--- start Given information ---

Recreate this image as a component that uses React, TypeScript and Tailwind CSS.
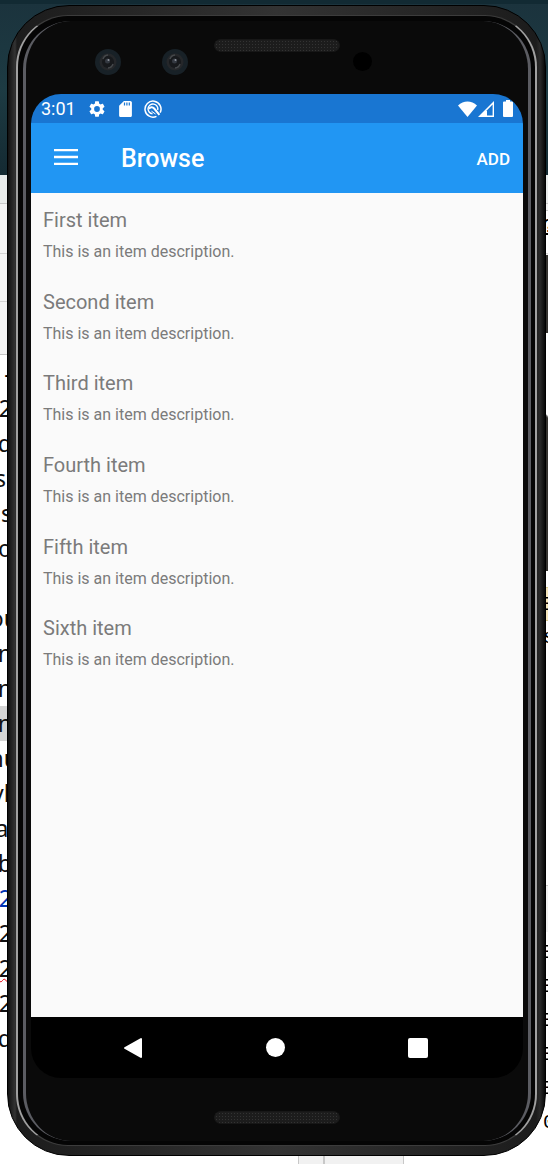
import React from "react";

const items = ["First item", "Second item", "Third item", "Fourth item", "Fifth item", "Sixth item"];

type Line = { text: string; tone?: string; wide?: boolean };

const leftLines: Line[] = [
  { text: "2" },
  { text: "d" },
  { text: "s " },
  { text: "s" },
  { text: "o" },
  { text: " " },
  { text: "ou", wide: true },
  { text: "n" },
  { text: "n" },
  { text: "n", tone: "bg-[#d4d4d4]" },
  { text: "nu", wide: true },
  { text: "vh", wide: true },
  { text: "ar", wide: true },
  { text: "b" },
  { text: "2", tone: "text-[#0033b3]" },
  { text: "2" },
  { text: "2", tone: "underline decoration-wavy decoration-red-600 decoration-1" },
  { text: "2" },
  { text: "d" },
];

function Desktop() {
  return (
    <div aria-hidden="true" className="absolute inset-0 flex flex-col bg-white">
      <div className="h-1 bg-[#122a33]" />
      <div className="h-[171px] bg-gradient-to-b from-[#1b333d] via-[#1d3b43] to-[#142a32]" />
      <div className="h-[29px] border-b border-[#c8c8c8] bg-[#e8ebea]" />
      <div className="flex h-[50px] justify-end border-b border-[#d2d2d2] bg-[#f2f2f2]">
        <div className="mt-1.5 w-[5px] overflow-hidden border-t border-[#c8c8c8] bg-white font-['Liberation_Mono',monospace] text-xl leading-8 text-black underline">
          ?
        </div>
      </div>
      <div className="h-12 border-b border-[#d2d2d2] bg-[#f2f2f2]" />
      <div className="flex flex-1 justify-between">
        <div className="flex w-3 flex-col">
          <div className="h-[53px] border-b border-[#c4c4c4] bg-[#f2f2f2]" />
          <div className="flex h-9 items-center justify-end font-['Noto_Sans',sans-serif] text-2xl">-</div>
          <div className="flex w-3 flex-col overflow-hidden font-['Noto_Sans',sans-serif] text-[23px] leading-[35px] text-[#111]">
            {leftLines.map((line, i) => (
              <div key={i} className={`flex h-[35px] justify-end whitespace-pre ${line.tone ?? ""}`}>
                <span className={line.wide ? "-mr-1.5" : ""}>{line.text}</span>
              </div>
            ))}
          </div>
        </div>
        <div className="flex w-[5px] flex-col overflow-hidden font-['Liberation_Mono',monospace] text-xl leading-[34px] text-black">
          <div className="mt-[285px] h-[34px] border-y border-[#d8c890] bg-[#f5e6bb]">Ξ</div>
          <div className="h-[34px]">s</div>
          <div className="mt-[230px] h-[47px] border-t border-[#c8c8c8] bg-[#f2f2f2]" />
          <div className="flex flex-col pt-1">
            {[0, 1, 2, 3, 4].map((n) => (
              <div key={n} className="h-[34px]">Ξ</div>
            ))}
            <div className="h-[34px]">0</div>
          </div>
        </div>
      </div>
      <div className="absolute bottom-0 left-[298px] flex h-2 w-[106px] border-x border-[#c8c8c8] bg-[#f1f1f1]">
        <div className="w-[26px] border-r-2 border-[#c8c8c8]" />
      </div>
      <div className="absolute right-0 top-[255px] h-[78px] w-1 bg-[#34322f]" />
      <div className="absolute right-0 top-[414px] h-[157px] w-1 rounded-tr-sm border-t-2 border-[#777] bg-[#34322f]" />
    </div>
  );
}

function Grille() {
  return (
    <div className="h-[13px] w-[126px] rounded-full border border-[#171717] bg-[#252525] bg-[radial-gradient(#333_1px,#1c1c1c_1px)] bg-[length:3px_3px]" />
  );
}

function Lens() {
  return (
    <svg viewBox="0 0 26 26" className="size-[26px]" aria-hidden="true">
      <circle cx="13" cy="13" r="13" fill="#182127" />
      <circle cx="13" cy="13" r="8.5" fill="#25272a" />
      <circle cx="13" cy="13" r="6" fill="#17191c" />
      <path d="M8 10a6 6 0 0 1 5-4M18 15a6 6 0 0 1-5 4" stroke="#45484b" strokeWidth="1.5" fill="none" />
      <circle cx="12.5" cy="12" r="2.5" fill="#343941" />
      <circle cx="13.5" cy="11" r="1" fill="#8e949c" />
    </svg>
  );
}

function GearIcon() {
  return (
    <svg viewBox="2 2 20 20" className="size-4" fill="currentColor" aria-hidden="true">
      <path d="M19.14 12.94c.04-.3.06-.61.06-.94 0-.32-.02-.64-.07-.94l2.03-1.58a.49.49 0 0 0 .12-.61l-1.92-3.32a.488.488 0 0 0-.59-.22l-2.39.96c-.5-.38-1.03-.7-1.62-.94l-.36-2.54a.484.484 0 0 0-.48-.41h-3.84c-.24 0-.43.17-.47.41l-.36 2.54c-.59.24-1.13.57-1.62.94l-2.39-.96c-.22-.08-.47 0-.59.22L2.74 8.87c-.12.21-.08.47.12.61l2.03 1.58c-.05.3-.09.63-.09.94s.02.64.07.94l-2.03 1.58a.49.49 0 0 0-.12.61l1.92 3.32c.12.22.37.29.59.22l2.39-.96c.5.38 1.03.7 1.62.94l.36 2.54c.05.24.24.41.48.41h3.84c.24 0 .44-.17.47-.41l.36-2.54c.59-.24 1.13-.56 1.62-.94l2.39.96c.22.08.47 0 .59-.22l1.92-3.32c.12-.22.07-.47-.12-.61l-2.01-1.58zM12 15.6A3.6 3.6 0 1 1 12 8.4a3.6 3.6 0 0 1 0 7.2z" />
    </svg>
  );
}

function CardIcon() {
  return (
    <svg viewBox="4 2 16 20" className="h-4 w-[13px]" fill="currentColor" aria-hidden="true">
      <path d="M18 2h-8L4.020 8 4 20c0 1.100.9 2 2 2h12c1.100 0 2-.9 2-2V4c0-1.100-.9-2-2-2zm-6.500 5.500H10V4h1.500v3.500zm3 0H13V4h1.500v3.500zm3 0H16V4h1.500v3.500z" />
    </svg>
  );
}

function DebugIcon() {
  return (
    <svg viewBox="0 0 18 18" className="size-[18px]" fill="none" stroke="currentColor" aria-hidden="true">
      <path d="M12.500 16.300A8 8 0 1 1 16.200 12.600" strokeWidth="1.500" />
      <path d="M8.500 13.800A4.900 4.900 0 1 1 13.700 10" strokeWidth="1.400" />
      <path d="M5 8.800c1.500-1.800 3.500-2.200 5.200-.3l5.200 6.300" strokeWidth="2" />
      <path d="M7.500 11.200l4 2.800" strokeWidth="1" />
    </svg>
  );
}

function StatusBar() {
  return (
    <div className="flex h-[29px] items-center justify-between bg-[#1976d2] px-[10px] text-white">
      <div className="flex items-center">
        <span className="w-12 text-lg leading-7">3:01</span>
        <GearIcon />
        <span className="ml-[14px] flex"><CardIcon /></span>
        <span className="ml-3 flex"><DebugIcon /></span>
      </div>
      <div className="flex items-center">
        <svg viewBox="0 0 19 16" className="h-4 w-[19px]" fill="currentColor" aria-hidden="true">
          <path d="M9.500 16 0 4.500C5.500-.8 13.500-.8 19 4.500z" />
        </svg>
        <svg viewBox="0 0 16 16" className="ml-px size-4" aria-hidden="true">
          <path d="M0 16 16 0v16z" fill="currentColor" />
          <path d="M9 9.200 14.600 3.600v11H9z" fill="#1976d2" />
        </svg>
        <svg viewBox="0 0 10 17" className="ml-[9px] h-[17px] w-[10px]" fill="currentColor" aria-hidden="true">
          <path d="M3 0h4v1.500h2a1 1 0 0 1 1 1V16a1 1 0 0 1-1 1H1a1 1 0 0 1-1-1V2.500a1 1 0 0 1 1-1h2z" />
        </svg>
      </div>
    </div>
  );
}

function AppBar() {
  return (
    <header className="flex h-[70px] items-center bg-[#2196f3] pl-[23px] pr-[13px] pt-0.5 text-white">
      <button type="button" aria-label="Open menu" className="-mt-1 flex size-6 items-center justify-center">
        <svg viewBox="0 0 24 16" className="h-4 w-6" fill="currentColor" aria-hidden="true">
          <path d="M0 0h24v2.300H0zM0 6.850h24v2.300H0zM0 13.700h24V16H0z" />
        </svg>
      </button>
      <h1 className="ml-[43px] flex-1 text-[25px] font-medium leading-8">Browse</h1>
      <button type="button" className="text-[17px] font-medium leading-6">ADD</button>
    </header>
  );
}

function NavBar() {
  return (
    <nav className="flex h-[61px] items-center justify-between bg-black pl-[92px] pr-[95px]">
      <button type="button" aria-label="Back">
        <svg viewBox="0 0 20 22" className="h-[22px] w-5" aria-hidden="true">
          <path d="M18 2v18L2 11z" fill="white" stroke="white" strokeWidth="2" strokeLinejoin="round" />
        </svg>
      </button>
      <button type="button" aria-label="Home" className="size-[19px] rounded-full bg-white" />
      <button type="button" aria-label="Recent apps" className="size-5 rounded-xs bg-white" />
    </nav>
  );
}

export default function App() {
  return (
    <div className="relative min-h-screen overflow-hidden pb-2 pl-[7px] pr-[2px] pt-[5px] font-[Roboto,sans-serif]">
      <Desktop />
      <div className="relative rounded-[62px] border border-black bg-[linear-gradient(90deg,#111,#333_7px,#1c1c1c_9px,#333_50%,#1c1c1c_calc(100%-9px),#2a2a2a_calc(100%-5px),#080808)] px-2 pb-[9px] pt-[9px]">
        <div className="rounded-[52px] border-x-2 border-y border-x-[#a0a0a0] border-y-[#3c3c3c] bg-[#050505] pb-1 pl-[5px] pr-1 pt-[5px]">
          <div className="flex flex-col rounded-[48px] border-x-3 border-x-[#5b5c62] bg-[#0a0a0a] px-[5px]">
            <div className="grid h-[73px] grid-cols-[1fr_auto_1fr] items-start">
              <div className="flex gap-[41px] pl-16 pt-7">
                <Lens />
                <Lens />
              </div>
              <div className="pt-[18px]"><Grille /></div>
              <div className="pl-[13px] pt-[31px]">
                <div className="size-[19px] rounded-full bg-black" />
              </div>
            </div>
            <div className="overflow-hidden rounded-[30px]">
              <StatusBar />
              <AppBar />
              <main className="min-h-[824px] bg-[#fafafa] px-3 pt-[11px]">
                <ul className="grid h-[490px] grid-rows-6 text-[#7b7b7b]">
                  {items.map((name) => (
                    <li key={name}>
                      <h2 className="text-xl leading-8">{name}</h2>
                      <p className="text-base leading-8">This is an item description.</p>
                    </li>
                  ))}
                </ul>
              </main>
              <NavBar />
            </div>
            <div className="flex h-[63px] items-center justify-center pt-4"><Grille /></div>
          </div>
        </div>
      </div>
    </div>
  );
}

--- end Given information ---

* What you should do
Work out how many lines of the data above contain the string "React" and give the number alone.

* Written answer
2